The revised series now featuring the “Eclipse Unit”.
So what we see is that even though the “Eclipse Unit” has been a rather mysterious metrological oddity because it refuses to resolve into other known units, the reason for that is apparently that it is a unit in its own right, and very closely related to most of the metrology being observed though the very same series.
This and the ability to form the “Eclipse Unit” from other metrological units (AE Megalithic Yard / Megalithic Foot x 15 = Eclipse Unit, Hashimi Cubit squared x Remen / 4 = Eclipse Unit) lend a strong sense of legitimacy to the particular unit value.
Thus we can relate the “Eclipse Unit” to other units in both of the ways identified here as best because they are exact

I still don’t know exactly what to think of the unit as – a “Eclipse Year Unit”? An “Eclipse Unit”, as David Kenworthy thinks of a similar unit value? A “Nilometer Cubit”? Perhaps its technically nothing to do with a Cubit – but we do now know more than ever that it is something, and that it is a metrological unit that belongs with the others.
Perhaps the next thing that might happen is to go back to the chambers and coffers of the Giza pyramids; awhile back I wondered out loud here what if the mystery measure of the Giza coffers and the mystery of the Nilometer Cubit were one in the same, but I haven’t actually answered the question yet. Maybe now we have more context and more confidence to facilitate that very thing.
The Eclipse Year Unit may not have been firmly identified, but it has now been certainly classified so that we can see where it fits into the scheme of things, which also means that multiple pointers point to it as legitimate.
It doesn’t seem like long ago the Hashimi Cubit (aka Pied du Roi) was going through the very same process.
I decided that before I posted this, I would briefly check and see if there is anything recognizable or worthwhile beyond the Eclipse Year Unit in the series, and in fact there is. Another 2 Pi out from the Eclipse Year, we find the Anomalistic Month value, as we seem to have recently displayed in one of the Mayan “altars”.
Since it registers this way as a value with a seemingly unique base unit, we presume such a unit would be required for the expression of the standard Anomalistic Month value; thus it may require christening to the effect of the “The Anomalistic Month Unit”.
The diagram now looks like this

So, we now have a total of nine ancient units of measure directly linked in series by 2 Pi, plus we have what appears to be a total of 5 units based on and linked by Pi^n.
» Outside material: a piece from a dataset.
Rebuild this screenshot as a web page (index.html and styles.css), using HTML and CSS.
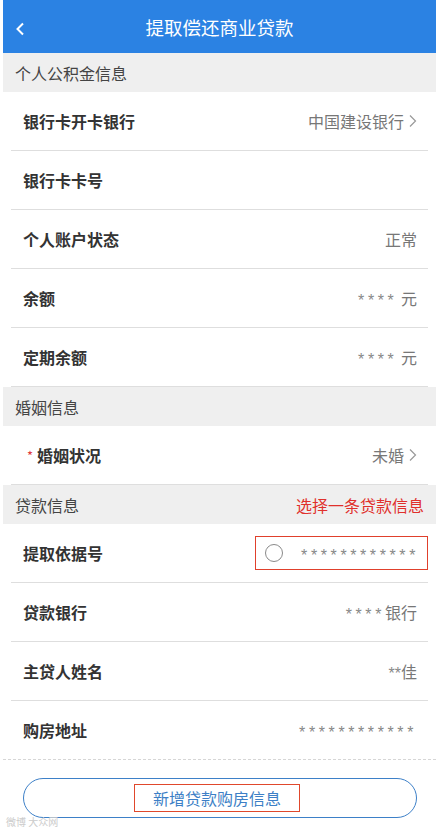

The currently known metrological unit values based on a valid whole number and Pi^n.
Thankfully, we now seem to know more about these units and the corresponding astronomical values they embody, and how to get from one to the other using 2 Pi.
The calendar stone from Ucanal with a projected radius of 27.55182815 / 10 ft, especially being a circle “calling for” 2 Pi, is presumably able to communicate a rather wide range of astronomical constants from a single series, as would be the other calendar stones by the same account.
This is of course not limited to ancient American calendar stones, it no doubt also applies to ancient architecture elsewhere.
Consider this observation: 360 / 27.55182815 = Sunhoney Number / 2.
The Anomalistic Month Unit or its equivalent would seemingly be also required to metrologically define the suggested measurement values for the Sunhoney Stone Circle, so we can already point to what may be at least one example of the Anomalistic Month Unit in actual use in Megalithic design.